▶ _Your objective_:
Provide an exact copy of the data, excluding the images.

▶ _Recorded data_:
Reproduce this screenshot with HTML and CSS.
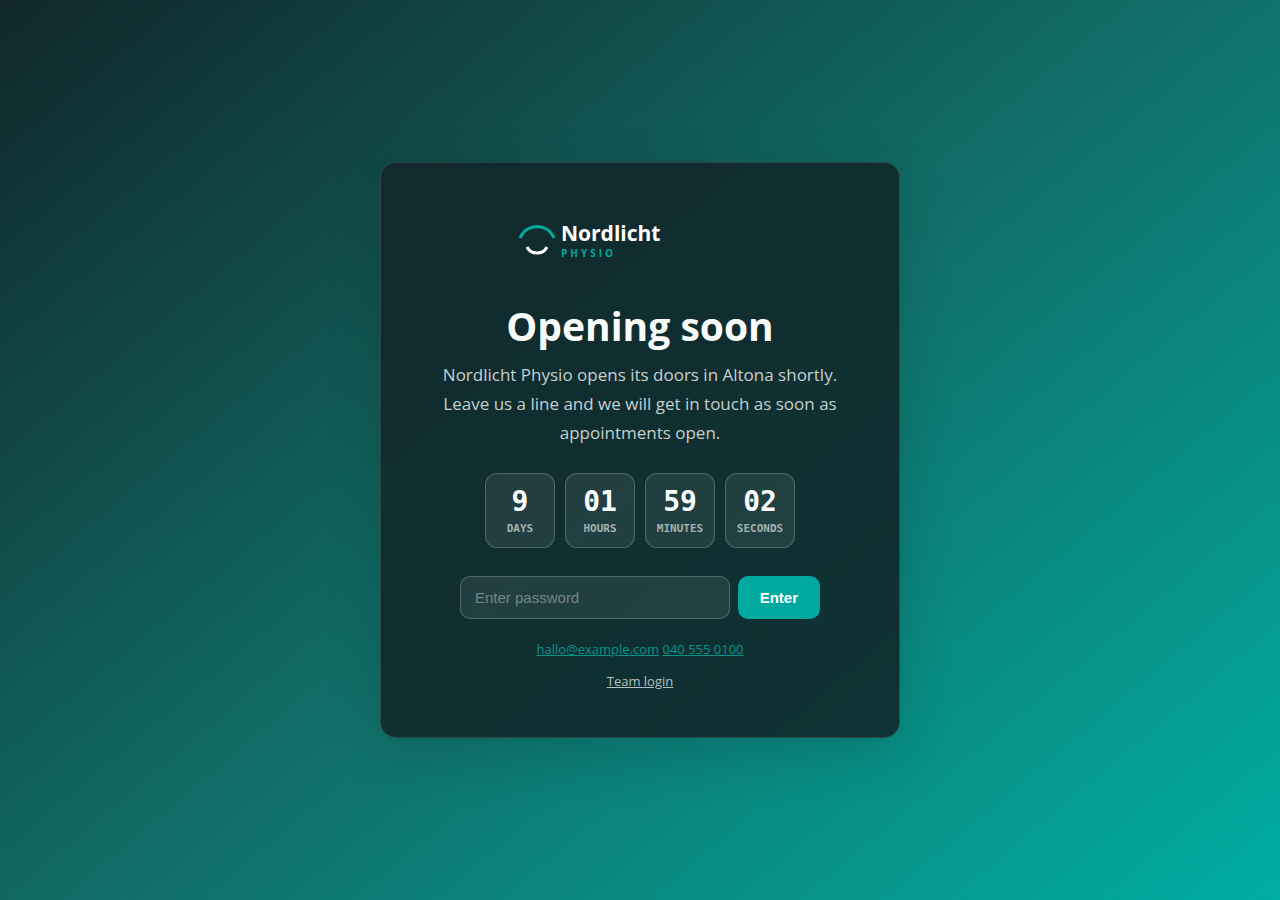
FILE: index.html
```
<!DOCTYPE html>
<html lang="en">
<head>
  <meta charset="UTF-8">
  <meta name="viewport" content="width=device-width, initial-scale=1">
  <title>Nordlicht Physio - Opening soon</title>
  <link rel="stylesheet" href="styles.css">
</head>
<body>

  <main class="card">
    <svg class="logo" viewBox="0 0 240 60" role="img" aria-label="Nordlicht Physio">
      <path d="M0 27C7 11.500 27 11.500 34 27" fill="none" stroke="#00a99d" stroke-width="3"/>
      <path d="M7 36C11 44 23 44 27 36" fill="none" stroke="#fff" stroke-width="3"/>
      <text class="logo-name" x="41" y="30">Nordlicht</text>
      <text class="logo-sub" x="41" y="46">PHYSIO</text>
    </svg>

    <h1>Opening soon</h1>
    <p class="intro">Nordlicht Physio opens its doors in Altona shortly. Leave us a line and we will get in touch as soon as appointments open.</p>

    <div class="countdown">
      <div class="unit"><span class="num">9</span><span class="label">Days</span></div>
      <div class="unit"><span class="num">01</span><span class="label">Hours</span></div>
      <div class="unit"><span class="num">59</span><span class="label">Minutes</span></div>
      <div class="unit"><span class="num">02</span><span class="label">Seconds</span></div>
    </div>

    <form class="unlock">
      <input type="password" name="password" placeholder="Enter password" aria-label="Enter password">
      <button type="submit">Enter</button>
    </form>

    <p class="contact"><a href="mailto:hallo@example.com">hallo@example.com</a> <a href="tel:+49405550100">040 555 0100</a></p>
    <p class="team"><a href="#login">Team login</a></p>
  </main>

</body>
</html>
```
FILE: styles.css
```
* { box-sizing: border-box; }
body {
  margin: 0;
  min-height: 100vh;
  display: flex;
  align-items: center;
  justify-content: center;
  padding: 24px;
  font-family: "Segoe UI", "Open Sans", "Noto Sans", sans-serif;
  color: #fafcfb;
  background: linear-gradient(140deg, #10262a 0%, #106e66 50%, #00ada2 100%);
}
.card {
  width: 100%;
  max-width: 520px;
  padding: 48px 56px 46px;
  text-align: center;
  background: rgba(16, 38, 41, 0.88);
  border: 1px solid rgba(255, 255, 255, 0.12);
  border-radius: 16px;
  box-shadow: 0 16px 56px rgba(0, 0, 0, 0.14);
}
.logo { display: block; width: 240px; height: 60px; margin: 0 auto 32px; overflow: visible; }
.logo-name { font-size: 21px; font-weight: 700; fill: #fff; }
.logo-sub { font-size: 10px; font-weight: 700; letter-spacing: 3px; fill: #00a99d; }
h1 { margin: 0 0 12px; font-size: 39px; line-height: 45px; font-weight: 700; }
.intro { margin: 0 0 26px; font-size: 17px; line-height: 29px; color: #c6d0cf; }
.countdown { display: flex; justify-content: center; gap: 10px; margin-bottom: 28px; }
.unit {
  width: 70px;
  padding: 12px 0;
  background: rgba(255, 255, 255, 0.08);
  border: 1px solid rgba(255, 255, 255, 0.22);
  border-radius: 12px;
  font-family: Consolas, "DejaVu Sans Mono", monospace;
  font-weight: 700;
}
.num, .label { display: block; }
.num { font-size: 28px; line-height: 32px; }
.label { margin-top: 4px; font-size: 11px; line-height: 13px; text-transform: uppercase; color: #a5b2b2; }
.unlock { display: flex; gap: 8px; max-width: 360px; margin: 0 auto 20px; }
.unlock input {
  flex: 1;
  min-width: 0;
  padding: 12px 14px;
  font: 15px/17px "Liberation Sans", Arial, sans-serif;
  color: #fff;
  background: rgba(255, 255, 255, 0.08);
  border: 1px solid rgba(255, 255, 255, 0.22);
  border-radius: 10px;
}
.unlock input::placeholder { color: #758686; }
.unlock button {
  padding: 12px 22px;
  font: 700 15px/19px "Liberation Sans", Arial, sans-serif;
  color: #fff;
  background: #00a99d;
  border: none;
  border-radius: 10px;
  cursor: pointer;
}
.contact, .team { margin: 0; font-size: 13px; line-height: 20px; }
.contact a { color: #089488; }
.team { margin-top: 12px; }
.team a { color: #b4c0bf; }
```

▶ _Output below_:
Reproduce this screenshot with HTML and CSS.
FILE: index.html
```
<!DOCTYPE html>
<html lang="en">
<head>
  <meta charset="UTF-8">
  <meta name="viewport" content="width=device-width, initial-scale=1">
  <title>Nordlicht Physio - Opening soon</title>
  <link rel="stylesheet" href="styles.css">
</head>
<body>

  <main class="card">
    <svg class="logo" viewBox="0 0 240 60" role="img" aria-label="Nordlicht Physio">
      <path d="M0 27C7 11.500 27 11.500 34 27" fill="none" stroke="#00a99d" stroke-width="3"/>
      <path d="M7 36C11 44 23 44 27 36" fill="none" stroke="#fff" stroke-width="3"/>
      <text class="logo-name" x="41" y="30">Nordlicht</text>
      <text class="logo-sub" x="41" y="46">PHYSIO</text>
    </svg>

    <h1>Opening soon</h1>
    <p class="intro">Nordlicht Physio opens its doors in Altona shortly. Leave us a line and we will get in touch as soon as appointments open.</p>

    <div class="countdown">
      <div class="unit"><span class="num">9</span><span class="label">Days</span></div>
      <div class="unit"><span class="num">01</span><span class="label">Hours</span></div>
      <div class="unit"><span class="num">59</span><span class="label">Minutes</span></div>
      <div class="unit"><span class="num">02</span><span class="label">Seconds</span></div>
    </div>

    <form class="unlock">
      <input type="password" name="password" placeholder="Enter password" aria-label="Enter password">
      <button type="submit">Enter</button>
    </form>

    <p class="contact"><a href="mailto:hallo@example.com">hallo@example.com</a> <a href="tel:+49405550100">040 555 0100</a></p>
    <p class="team"><a href="#login">Team login</a></p>
  </main>

</body>
</html>
```
FILE: styles.css
```
* { box-sizing: border-box; }
body {
  margin: 0;
  min-height: 100vh;
  display: flex;
  align-items: center;
  justify-content: center;
  padding: 24px;
  font-family: "Segoe UI", "Open Sans", "Noto Sans", sans-serif;
  color: #fafcfb;
  background: linear-gradient(140deg, #10262a 0%, #106e66 50%, #00ada2 100%);
}
.card {
  width: 100%;
  max-width: 520px;
  padding: 48px 56px 46px;
  text-align: center;
  background: rgba(16, 38, 41, 0.88);
  border: 1px solid rgba(255, 255, 255, 0.12);
  border-radius: 16px;
  box-shadow: 0 16px 56px rgba(0, 0, 0, 0.14);
}
.logo { display: block; width: 240px; height: 60px; margin: 0 auto 32px; overflow: visible; }
.logo-name { font-size: 21px; font-weight: 700; fill: #fff; }
.logo-sub { font-size: 10px; font-weight: 700; letter-spacing: 3px; fill: #00a99d; }
h1 { margin: 0 0 12px; font-size: 39px; line-height: 45px; font-weight: 700; }
.intro { margin: 0 0 26px; font-size: 17px; line-height: 29px; color: #c6d0cf; }
.countdown { display: flex; justify-content: center; gap: 10px; margin-bottom: 28px; }
.unit {
  width: 70px;
  padding: 12px 0;
  background: rgba(255, 255, 255, 0.08);
  border: 1px solid rgba(255, 255, 255, 0.22);
  border-radius: 12px;
  font-family: Consolas, "DejaVu Sans Mono", monospace;
  font-weight: 700;
}
.num, .label { display: block; }
.num { font-size: 28px; line-height: 32px; }
.label { margin-top: 4px; font-size: 11px; line-height: 13px; text-transform: uppercase; color: #a5b2b2; }
.unlock { display: flex; gap: 8px; max-width: 360px; margin: 0 auto 20px; }
.unlock input {
  flex: 1;
  min-width: 0;
  padding: 12px 14px;
  font: 15px/17px "Liberation Sans", Arial, sans-serif;
  color: #fff;
  background: rgba(255, 255, 255, 0.08);
  border: 1px solid rgba(255, 255, 255, 0.22);
  border-radius: 10px;
}
.unlock input::placeholder { color: #758686; }
.unlock button {
  padding: 12px 22px;
  font: 700 15px/19px "Liberation Sans", Arial, sans-serif;
  color: #fff;
  background: #00a99d;
  border: none;
  border-radius: 10px;
  cursor: pointer;
}
.contact, .team { margin: 0; font-size: 13px; line-height: 20px; }
.contact a { color: #089488; }
.team { margin-top: 12px; }
.team a { color: #b4c0bf; }
```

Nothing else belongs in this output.